High-risk cruise-ship waste amounts to less than one per cent of all waste at Hartland.

According to a CRD report, Canada Border Services Agency staff in conjunction with the Canada Food Inspection Agency have the discretion of designating cruise-ship waste as either high risk or low risk.

What constitutes high-risk cruise ship waste appears to be a grey area, though it can include food waste.

According to the CRD, any waste that has not been inspected by the Canada Border Services Agency is automatically deemed high-risk.

High-risk waste received at Hartland is subject to deep burial in waste trenches and covered with a minimum of one metre of low-permeability clay, while low-risk waste is managed like other household garbage.

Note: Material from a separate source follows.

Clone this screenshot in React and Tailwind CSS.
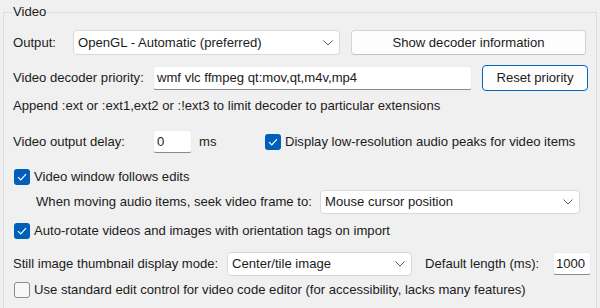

A CRD staff report suggests the cruise industry recycles about 85 per cent of its waste.

The increased fee to dump at Hartland Landfill may prompt the industry to find new and better ways to recycle and divert waste or find new ways of disposal, it says.

In 2019, the last full cruise season, Hartland Landfill received about 2,100 tonnes of cruise-ship waste, 600 tonnes of which was deemed high-risk.

CRD staff report that dumping fees in Seattle and Vancouver are likely lower. In Vancouver, cruise-ship waste is taken to the Waste-to-Energy Facility in Burnaby.

That facility handles about 250,000 tonnes of garbage each year, burning it to create electricity.